%%

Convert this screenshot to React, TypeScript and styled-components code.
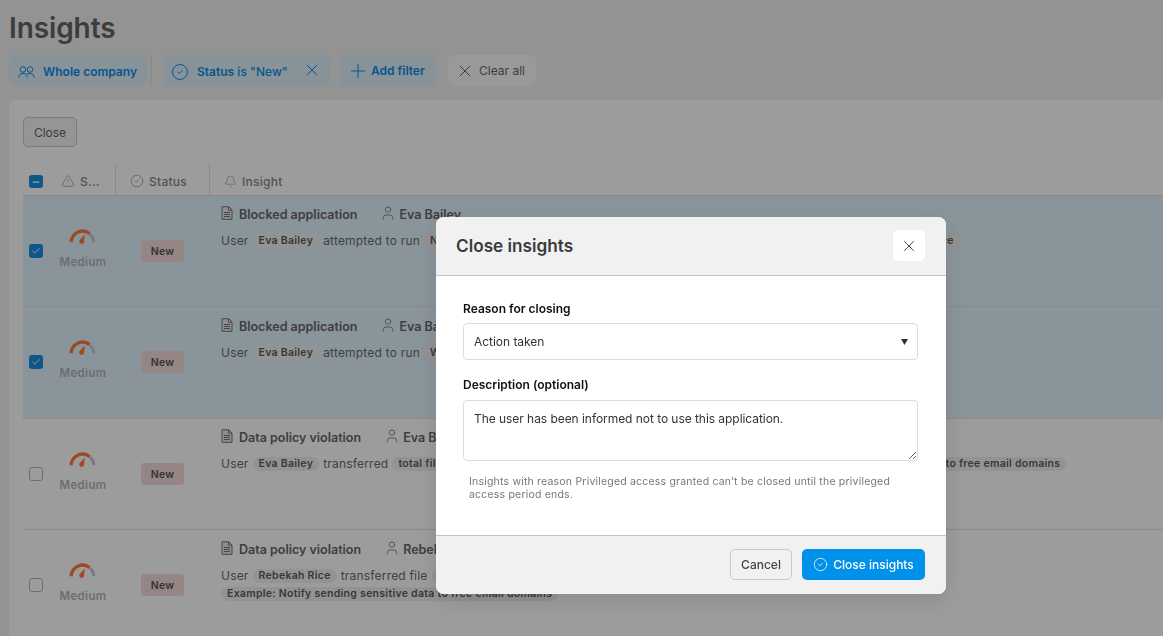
import React from "react";
import styled, { createGlobalStyle } from "styled-components";
import { Bell, CircleCheck, Check, Minus, Plus, TriangleAlert, User, X } from "lucide-react";

const Global = createGlobalStyle`
  html, body { margin: 0; padding: 0; height: 100%; overflow: hidden; }
  body { font-family: Inter, "Liberation Sans", sans-serif; color: #333; background: #f1f1f1; }
  * { box-sizing: border-box; }
`;

const Page = styled.div`
  height: 100vh;
  overflow: hidden;
  padding: 10px 0 0 9px;
  display: flex;
  flex-direction: column;
`;
const Title = styled.h1`
  margin: 0;
  font-size: 28px;
  line-height: 36px;
  font-weight: 600;
  color: #646464;
  letter-spacing: -0.1px;
`;
const Filters = styled.div`
  display: flex;
  align-items: stretch;
  height: 31px;
  margin-top: 9px;
`;
const Chip = styled.div<{ $neutral?: boolean; $strong?: boolean }>`
  display: flex;
  align-items: center;
  gap: 8px;
  padding: 2px 9px 0;
  border-radius: 6px;
  font-size: 12px;
  font-weight: ${(p) => (p.$strong ? 600 : 500)};
  background: ${(p) => (p.$neutral ? "#fafafa" : "#def0fb")};
  color: ${(p) => (p.$neutral ? "#666" : "#0a8ce6")};
  white-space: nowrap;
`;
const CompanyChip = styled(Chip)`
  width: 138px;
`;
const FilterDivider = styled.div`
  width: 1px;
  background: #e0e0e0;
  margin: 0 11px 0 4px;
`;
const StatusChip = styled(Chip)`
  padding: 0;
  gap: 0;
  width: 167px;
  margin-right: 10px;
`;
const StatusLabel = styled.div`
  display: flex;
  align-items: center;
  gap: 8px;
  padding: 2px 0 0 8px;
  height: 100%;
  width: 134px;
  border-right: 1px solid #d9ebf7;
`;
const StatusClose = styled.div`
  flex: 1;
  display: flex;
  align-items: center;
  justify-content: center;
  padding-right: 3px;
  margin-top: -2px;
`;
const AddChip = styled(Chip)`
  width: 97px;
  margin-right: 11px;
  gap: 2px;
  padding: 0 0 0 7px;
`;
const ClearChip = styled(Chip)`
  width: 88px;
  padding: 0 0 0 7px;
  gap: 4px;
  font-weight: 400;
`;
const Panel = styled.div`
  flex: 1;
  margin-top: 14px;
  background: #fff;
  border-radius: 8px 0 0 0;
  padding: 17px 0 0 14px;
  min-height: 0;
  overflow: hidden;
`;
const OutlineButton = styled.button`
  height: 30px;
  width: 54px;
  padding: 0;
  font: 400 12px Inter, sans-serif;
  color: #666;
  background: #f4f4f4;
  border: 1px solid #c9c9c9;
  border-radius: 5px;
  display: block;
`;
const HeadRow = styled.div`
  display: grid;
  grid-template-columns: 29px 64px 94px 1fr;
  height: 32px;
  margin-top: 17px;
  align-items: center;
  border-bottom: 1px solid #e0e0e0;
  font-size: 12px;
  font-weight: 500;
  color: #888;
`;
const HeadCell = styled.div<{ $line?: boolean }>`
  display: flex;
  align-items: center;
  gap: 5px;
  height: 100%;
  padding: 3px 0 0 ${(p) => (p.$line ? 14 : 10)}px;
  border-right: ${(p) => (p.$line ? "1px solid #e0e0e0" : "0")};
  letter-spacing: 0.25px;
`;
const CheckCell = styled.div`
  padding: 4px 0 0 6px;
  display: flex;
  align-items: center;
`;
const Box = styled.div<{ $on?: boolean }>`
  width: 13.5px;
  height: 13.5px;
  border-radius: 3px;
  display: flex;
  align-items: center;
  justify-content: center;
  background: ${(p) => (p.$on ? "#1b8fe0" : "#fff")};
  border: ${(p) => (p.$on ? "0" : "1px solid #b4b4b4")};
  color: #fff;
`;
const Row = styled.div<{ $selected?: boolean; $height: number }>`
  display: grid;
  grid-template-columns: 29px 64px 94px 1fr;
  height: ${(p) => p.$height}px;
  background: ${(p) => (p.$selected ? "#e2f3fe" : "#fff")};
  border-bottom: 1px solid #e2e2e2;
`;
const SideCell = styled.div`
  display: flex;
  align-items: center;
  justify-content: center;
  height: 110px;
`;
const BoxCell = styled(SideCell)`
  justify-content: flex-start;
  padding-left: 6px;
`;
const SeverityStack = styled.div`
  display: flex;
  flex-direction: column;
  align-items: center;
  gap: 11px;
  font-size: 11.5px;
  font-weight: 600;
  color: #b4b4b4;
  letter-spacing: 0.3px;
  padding: 0 2px 6px 0;
`;
const NewBadge = styled.div`
  width: 43px;
  height: 22px;
  border-radius: 3px;
  background: #f6dada;
  font-size: 10.5px;
  font-weight: 600;
  color: #555;
  display: flex;
  align-items: center;
  justify-content: center;
  letter-spacing: 0.3px;
  margin-left: -1px;
`;
const InsightCell = styled.div<{ $top: number }>`
  padding: ${(p) => p.$top}px 0 0 11px;
  white-space: nowrap;
  min-width: 0;
`;
const InsightTitle = styled.div`
  display: flex;
  align-items: center;
  font-size: 12.5px;
  font-weight: 600;
  color: #666;
  height: 17px;
`;
const DocMark = styled.svg`
  width: 12px;
  height: 14px;
  margin: -3px 6px 0 0;
`;
const Person = styled.span`
  display: inline-flex;
  align-items: center;
  gap: 3px;
  margin-left: 23px;
`;
const Sentence = styled.div`
  display: flex;
  align-items: center;
  gap: 4px;
  font-size: 12px;
  color: #6a6a6a;
  margin-top: 9px;
  height: 16px;
  letter-spacing: 0.2px;
`;
const Token = styled.span`
  display: inline-block;
  margin-top: 2px;
  padding: 0 6px;
  font-size: 10.5px;
  line-height: 14px;
  font-weight: 600;
  letter-spacing: 0.28px;
  color: #5c5c5c;
  background: #f0f0f0;
  border-radius: 7px;
`;
const SecondLine = styled.div`
  margin-top: -2px;
`;

const Overlay = styled.div`
  position: fixed;
  inset: 0;
  background: rgba(0, 0, 0, 0.39);
  backdrop-filter: blur(0.4px);
  display: flex;
  justify-content: center;
  align-items: flex-start;
  padding: 217px 0 0 219px;
`;
const Modal = styled.div`
  width: 510px;
  height: 377px;
  background: #fff;
  border-radius: 8px;
  overflow: hidden;
  display: flex;
  flex-direction: column;
  box-shadow: 0 6px 24px rgba(0, 0, 0, 0.12);
`;
const ModalHead = styled.div`
  height: 59px;
  background: #f1f1f1;
  border-bottom: 1px solid #c4c4c4;
  display: flex;
  align-items: center;
  justify-content: space-between;
  padding: 0 21px 1px 20px;
`;
const ModalTitle = styled.h2`
  margin: 0;
  font-size: 17.2px;
  font-weight: 600;
  color: #3a3a3a;
`;
const IconButton = styled.button`
  width: 32px;
  height: 31px;
  border: 0;
  padding: 0;
  border-radius: 5px;
  background: #fff;
  color: #444;
  display: flex;
  align-items: center;
  justify-content: center;
`;
const ModalBody = styled.div`
  flex: 1;
  padding: 25px 28px 0 27px;
`;
const Label = styled.label<{ $gap: number }>`
  display: block;
  font-size: 12px;
  line-height: 15px;
  font-weight: 600;
  color: #111;
  margin-bottom: ${(p) => p.$gap}px;
`;
const SelectWrap = styled.div`
  position: relative;
  margin-bottom: 17px;
`;
const Select = styled.select`
  appearance: none;
  display: block;
  width: 100%;
  height: 37px;
  padding: 0 10px;
  font: 400 12px Inter, sans-serif;
  letter-spacing: -0.03px;
  color: #333;
  background: #fff;
  border: 1px solid #dcdcdc;
  border-radius: 4px;
`;
const Caret = styled.svg`
  position: absolute;
  right: 10px;
  top: 16px;
  width: 7px;
  height: 6px;
  pointer-events: none;
`;
const TextArea = styled.textarea`
  display: block;
  width: 100%;
  height: 61px;
  padding: 10px;
  font: 400 12px/16px Inter, sans-serif;
  letter-spacing: -0.05px;
  color: #333;
  border: 1px solid #dcdcdc;
  border-radius: 4px;
  outline: none;
`;
const Help = styled.p`
  margin: 14px 6px 0;
  font-size: 10.5px;
  line-height: 13px;
  letter-spacing: 0.2px;
  color: #777;
`;
const ModalFoot = styled.div`
  height: 59px;
  background: #f1f1f1;
  border-top: 1px solid #c4c4c4;
  display: flex;
  align-items: center;
  justify-content: flex-end;
  gap: 10px;
  padding: 0 21px 2px 0;
`;
const CancelButton = styled.button`
  width: 62px;
  height: 31px;
  font: 500 12px Inter, sans-serif;
  color: #444;
  background: #f1f1f1;
  border: 1px solid #c9c9c9;
  border-radius: 5px;
`;
const PrimaryButton = styled.button`
  width: 123px;
  height: 31px;
  font: 500 12px Inter, sans-serif;
  color: #fff;
  background: #0091ea;
  border: 0;
  border-radius: 5px;
  display: flex;
  align-items: center;
  justify-content: center;
  gap: 5px;
`;

const Gauge = () => (
  <svg width="27" height="16" viewBox="0 0 28 16" fill="none">
    <path d="M2.300 14.500 A11.700 11.700 0 0 1 21.500 5.700" stroke="#ff7a3c" strokeWidth="3.4" />
    <path d="M22 6.200 A11.700 11.700 0 0 1 25.700 14.500" stroke="#c8c8c8" strokeWidth="3" />
    <path d="M16.500 6.500 L15.600 13.200 A2.500 2.500 0 1 1 11.500 11.700 Z" fill="#ff7a3c" />
  </svg>
);

const Doc = () => (
  <DocMark viewBox="0 0 12 14" fill="none">
    <path d="M1 .7h6.700L11 4v9.300H1z" fill="#e6e6e6" stroke="#777" strokeWidth="1" />
    <path d="M7.500 1v3.200H11M3 6.500h6M3 8.500h6M3 10.500h6" stroke="#777" strokeWidth="1" />
  </DocMark>
);

const People = () => (
  <svg width="17" height="14" viewBox="0 0 17 14" fill="none" stroke="currentColor" strokeWidth="1">
    <circle cx="5" cy="4.500" r="2.800" />
    <circle cx="12" cy="4.500" r="2.800" />
    <path d="M.7 12.500c.3-2.500 1.600-4 4.300-4s4 1.500 4.300 4M8.600 9c.8-.4 2-.6 3.400-.5 2.600 0 3.900 1.500 4.200 4" />
  </svg>
);

type RowData = {
  id: string;
  title: string;
  person: string;
  selected?: boolean;
  height: number;
  top: number;
  sentence: React.ReactNode;
  second?: string;
};

const rows: RowData[] = [
  {
    id: "a",
    title: "Blocked application",
    person: "Eva Bailey",
    selected: true,
    height: 111,
    top: 10,
    sentence: (
      <>
        <span>User</span> <Token>Eva Bailey</Token> <span>attempted to run</span> <Token>Notion</Token> <span>on device</span> <Token>MacBook Pro</Token> <span>blocked by policy</span> <Token>Example: Block application on the device</Token>
      </>
    ),
  },
  {
    id: "b",
    title: "Blocked application",
    person: "Eva Bailey",
    selected: true,
    height: 112,
    top: 11,
    sentence: (
      <>
        <span>User</span> <Token>Eva Bailey</Token> <span>attempted to run</span> <Token>WhatsApp</Token>
      </>
    ),
  },
  {
    id: "c",
    title: "Data policy violation",
    person: "Eva Bailey",
    height: 111,
    top: 10,
    sentence: (
      <>
        <span>User</span> <Token>Eva Bailey</Token> <span>transferred</span> <Token>total files: 124</Token> <span>to</span> <Token>gmail.com</Token> <span>matching our data policies</span> <Token>Example: Notify sending sensitive data to free email domains</Token>
      </>
    ),
  },
  {
    id: "d",
    title: "Data policy violation",
    person: "Rebekah Rice",
    height: 111,
    top: 11,
    sentence: (
      <>
        <span>User</span> <Token>Rebekah Rice</Token> <span>transferred file</span> <Token>report.xlsx</Token>
      </>
    ),
    second: "Example: Notify sending sensitive data to free email domains",
  },
];

export default function App() {
  return (
    <>
      <Global />
      <Page>
        <Title>Insights</Title>
        <Filters>
          <CompanyChip $strong>
            <People />
            Whole company
          </CompanyChip>
          <FilterDivider />
          <StatusChip>
            <StatusLabel>
              <CircleCheck size={18} strokeWidth={1.3} />
              <span>
                <strong style={{ fontWeight: 600 }}>Status</strong> is "New"
              </span>
            </StatusLabel>
            <StatusClose>
              <X size={20} strokeWidth={1.2} />
            </StatusClose>
          </StatusChip>
          <AddChip $strong>
            <Plus size={22} strokeWidth={1.1} />
            Add filter
          </AddChip>
          <ClearChip $neutral>
            <X size={20} strokeWidth={1.2} />
            Clear all
          </ClearChip>
        </Filters>
        <Panel>
          <OutlineButton>Close</OutlineButton>
          <HeadRow>
            <CheckCell>
              <Box $on>
                <Minus size={10} strokeWidth={3} />
              </Box>
            </CheckCell>
            <HeadCell $line>
              <TriangleAlert size={14} strokeWidth={1.1} style={{ marginLeft: -5 }} />
              S...
            </HeadCell>
            <HeadCell $line>
              <CircleCheck size={14} strokeWidth={1.1} />
              Status
            </HeadCell>
            <HeadCell>
              <Bell size={13} strokeWidth={1} style={{ marginLeft: 4 }} />
              Insight
            </HeadCell>
          </HeadRow>
          {rows.map((r) => (
            <Row key={r.id} $selected={r.selected} $height={r.height}>
              <BoxCell>
                <Box $on={r.selected}>{r.selected && <Check size={10} strokeWidth={2.2} />}</Box>
              </BoxCell>
              <SideCell>
                <SeverityStack>
                  <Gauge />
                  Medium
                </SeverityStack>
              </SideCell>
              <SideCell>
                <NewBadge>New</NewBadge>
              </SideCell>
              <InsightCell $top={r.top}>
                <InsightTitle>
                  <Doc />
                  {r.title}
                  <Person>
                    <User size={16} strokeWidth={1.1} style={{ marginTop: -3 }} />
                    {r.person}
                  </Person>
                </InsightTitle>
                <Sentence>{r.sentence}</Sentence>
                {r.second && (
                  <SecondLine>
                    <Token>{r.second}</Token>
                  </SecondLine>
                )}
              </InsightCell>
            </Row>
          ))}
        </Panel>
      </Page>
      <Overlay>
        <Modal>
          <ModalHead>
            <ModalTitle>Close insights</ModalTitle>
            <IconButton aria-label="Close">
              <X size={18} strokeWidth={1.3} />
            </IconButton>
          </ModalHead>
          <ModalBody>
            <Label $gap={7}>Reason for closing</Label>
            <SelectWrap>
              <Select defaultValue="Action taken">
                <option>Action taken</option>
              </Select>
              <Caret viewBox="0 0 7 6">
                <path d="M0 0h7L3.500 6z" fill="#333" />
              </Caret>
            </SelectWrap>
            <Label $gap={8}>Description (optional)</Label>
            <TextArea readOnly defaultValue="The user has been informed not to use this application." />
            <Help>Insights with reason Privileged access granted can’t be closed until the privileged access period ends.</Help>
          </ModalBody>
          <ModalFoot>
            <CancelButton>Cancel</CancelButton>
            <PrimaryButton>
              <CircleCheck size={15} strokeWidth={1.2} />
              Close insights
            </PrimaryButton>
          </ModalFoot>
        </Modal>
      </Overlay>
    </>
  );
}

%%

### [Work to do]
Return, unchanged, the lines from the first line of the material through the line that holds "TriangleAlert, User, X", inclusive, omitting pictures.

### [Completed exercise]
Convert this screenshot to React, TypeScript and styled-components code.
import React from "react";
import styled, { createGlobalStyle } from "styled-components";
import { Bell, CircleCheck, Check, Minus, Plus, TriangleAlert, User, X } from "lucide-react";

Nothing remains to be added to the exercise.